Sinn Féin Ministers Martin McGuinness and Bairbre de Brún, in a joint statement following the meeting, said: ``Today is truly an historic day and sets forth a new political reality on the island of Ireland.

``This, the first meeting of the All-Ireland Ministerial Council here in Armagh, truly marks the beginning of a new political reality on the island of Ireland. Republicans are now part of a new political administration, with elected representatives from throughout the island of Ireland. The importance of thinking, planning and acting on an all-Ireland basis cannot be overestimated. We look forward to strengthening and developing this work in a dynamic and energetic fashion.

``For nationalists, today's inaugural meeting of the All-Ireland Ministerial Council signals a real step forward in terms of full recognition of our rights and of real equality for all of us sharing this island. Today is another step on the road to a lasting settlement.

``In entering these new institutions, Sinn Féin will bring a political perspective that is radical, that is republican and that is labour. We will bring forward all-Ireland policies to tackle the many issues which face the people in all aspects of their daily lives. Others will bring their own political perspective. However, this diversity of opinion should be seen as a strength and not as a difficulty. We now have an opportunity to find new ways of working together and of realising that we have many common goals.

``Republicans want to build a future based on inclusiveness, partnership and equality. We want to work in a unique partnership with other nationalists and with the representatives of unionism to achieve this.

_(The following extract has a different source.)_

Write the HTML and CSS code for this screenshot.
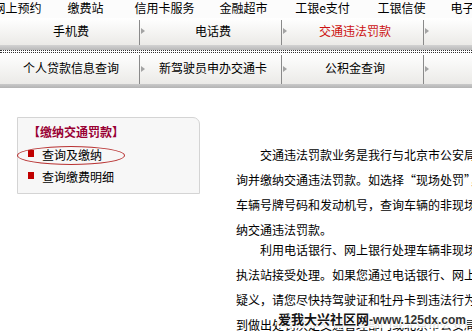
FILE: index.html
```html
<!DOCTYPE html>
<html lang="zh-CN">
<head>
<meta charset="utf-8">
<title>交通违法罚款</title>
<link rel="stylesheet" href="styles.css">
</head>
<body>
<nav class="topnav">
  <span class="nav-item first">网上预约</span>
  <span class="nav-item">缴费站</span>
  <span class="nav-item">信用卡服务</span>
  <span class="nav-item">金融超市</span>
  <span class="nav-item">工银e支付</span>
  <span class="nav-item">工银信使</span>
  <span class="nav-item">电子银行卡</span>
</nav>
<div class="tabs tabs1">
  <div class="tab first"><span class="arrow"></span><span class="tab-label">手机费</span></div>
  <div class="tab"><span class="arrow"></span><span class="tab-label">电话费</span></div>
  <div class="tab"><span class="arrow"></span><span class="tab-label active">交通违法罚款</span></div>
  <div class="tab"><span class="arrow"></span><span class="tab-label">燃气费</span></div>
</div>
<div class="band band1"></div>
<div class="dots"></div>
<div class="tabs tabs2">
  <div class="tab first"><span class="arrow"></span><span class="tab-label">个人贷款信息查询</span></div>
  <div class="tab"><span class="arrow"></span><span class="tab-label">新驾驶员申办交通卡</span></div>
  <div class="tab"><span class="arrow"></span><span class="tab-label">公积金查询</span></div>
  <div class="tab"><span class="arrow"></span><span class="tab-label">社保查询</span></div>
</div>
<div class="band band2"></div>
<div class="content">
  <aside class="sidebar">
    <h3 class="side-title">【缴纳交通罚款】</h3>
    <ul class="side-list">
      <li><span class="bullet"></span>查询及缴纳</li>
      <li><span class="bullet"></span>查询缴费明细</li>
    </ul>
    <span class="circle"></span>
  </aside>
  <main class="article">
    <p class="para">交通违法罚款业务是我行与北京市公安局公安交通管理局合作推出的业务，客户可通过我行查<br>询并缴纳交通违法罚款。如选择“现场处罚”，请输入处罚决定书编号；如选择“非现场处罚”，请输入<br>车辆号牌号码和发动机号，查询车辆的非现场处罚记录，并选择需要缴纳的罚款记录进行缴<br>纳交通违法罚款。</p>
    <p class="para second">利用电话银行、网上银行处理车辆非现场违法记录后，无需再到交通<br>执法站接受处理。如果您通过电话银行、网上银行缴纳罚款后对处罚有<br>疑义，请您尽快持驾驶证和牡丹卡到违法行为发生地的交通支队申请复议，<br>到做出处罚决定交通管理部门或北京市公安局接受处理。</p>
  </main>
</div>
<div class="watermark"><span class="wm-cn">爱我大兴社区网</span><span class="wm-en">-www.125dx.com</span></div>
</body>
</html>
```
FILE: styles.css
```css
* {
  box-sizing: border-box;
}

body {
  margin: 0;
  width: 472px;
  height: 335px;
  overflow: hidden;
  position: relative;
  background: #fff;
  color: #000;
  font-family: "Noto Sans CJK SC", "Liberation Sans", sans-serif;
  font-size: 12px;
}

/* top text navigation */
.topnav {
  display: flex;
  height: 18px;
  line-height: 16px;
  margin-left: -11px;
  background: #fcfcfc;
  white-space: nowrap;
}

.nav-item {
  flex: 0 0 79px;
  text-align: center;
}

.nav-item.first {
  flex-basis: 57px;
}

/* tab rows */
.tabs {
  display: flex;
  margin-left: -2px;
  padding-top: 2px;
  background: linear-gradient(#ffffff, #ebeae7);
  white-space: nowrap;
}

.tabs1 {
  height: 27px;
}

.tabs2 {
  height: 31px;
}

.tab {
  flex: 0 0 142px;
  display: flex;
  align-items: flex-start;
  border-right: 1px solid #8a8a8a;
}

.arrow {
  flex-shrink: 0;
  width: 0;
  height: 0;
  margin-left: 1px;
  border-left: 4px solid #a3a3a3;
  border-top: 3px solid transparent;
  border-bottom: 3px solid transparent;
}

.tab.first .arrow {
  visibility: hidden;
}

.tab-label {
  flex: 1;
  text-align: center;
}

.tabs1 .tab-label {
  line-height: 21px;
}

.tabs1 .arrow {
  margin-top: 8px;
}

.tabs2 .tab-label {
  line-height: 26px;
}

.tabs2 .arrow {
  margin-top: 11px;
}

.tab-label.active {
  color: #cc1111;
}

.band1 {
  height: 5px;
  background: linear-gradient(#d2d2d2, #b9b9b9);
}

.dots {
  height: 3px;
  border-top: 1px dotted #333;
  border-bottom: 1px dotted #333;
}

.band2 {
  height: 4px;
  background: linear-gradient(#c9c9c9, #b3b3b3);
}

/* content area */
.content {
  display: flex;
  align-items: flex-start;
  padding: 29px 0 0 17px;
}

.sidebar {
  position: relative;
  flex-shrink: 0;
  width: 183px;
  height: 77px;
  padding: 3px 0 6px 10px;
  border: 1px solid #d4d4d4;
  border-top-right-radius: 7px;
  background: #f7f7f7;
}

.side-title {
  margin: 0;
  font-size: 12px;
  line-height: 22px;
  font-weight: bold;
  color: #990033;
}

.side-list {
  margin: 0;
  padding: 0;
  list-style: none;
}

.side-list li {
  display: flex;
  align-items: center;
  height: 22px;
}

.bullet {
  width: 6px;
  height: 7px;
  margin-right: 8px;
  margin-top: -2px;
  background: #c00000;
}

.circle {
  position: absolute;
  left: -1px;
  top: 28px;
  width: 108px;
  height: 19px;
  border: 1px solid #b83232;
  border-radius: 50%;
}

.article {
  flex-shrink: 0;
  width: 520px;
  margin: 25px 0 0 36px;
}

.para {
  margin: 0;
  line-height: 25px;
  text-indent: 24px;
  white-space: nowrap;
}

.para.second {
  margin-top: -5px;
}

/* site watermark over the page */
.watermark {
  position: absolute;
  left: 277px;
  top: 311px;
  padding: 0 1px;
  font-weight: bold;
  line-height: 16px;
  color: #151515;
  white-space: nowrap;
  background: rgba(255, 255, 255, 0.85);
  text-shadow: 1px 0 0 #fff, -1px 0 0 #fff, 0 1px 0 #fff, 0 -1px 0 #fff, 1px 1px 1px #ddd;
}

.wm-cn {
  font-size: 13px;
}

.wm-en {
  font-family: "Liberation Sans", sans-serif;
  font-size: 12px;
  color: #333;
}
```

``We believe that by working together our common interests will come to the fore and we can embrace the new opportunities which face us. This can be and, we hope is, the beginning of a new era for all of Ireland.''

On Wednesday, Sinn Féin launched its Programme for Government in the new Executive . Speaking at the launch, Gerry Adams said that Sinn Féin would be bringing a radical, all-Ireland voice to the new institutions.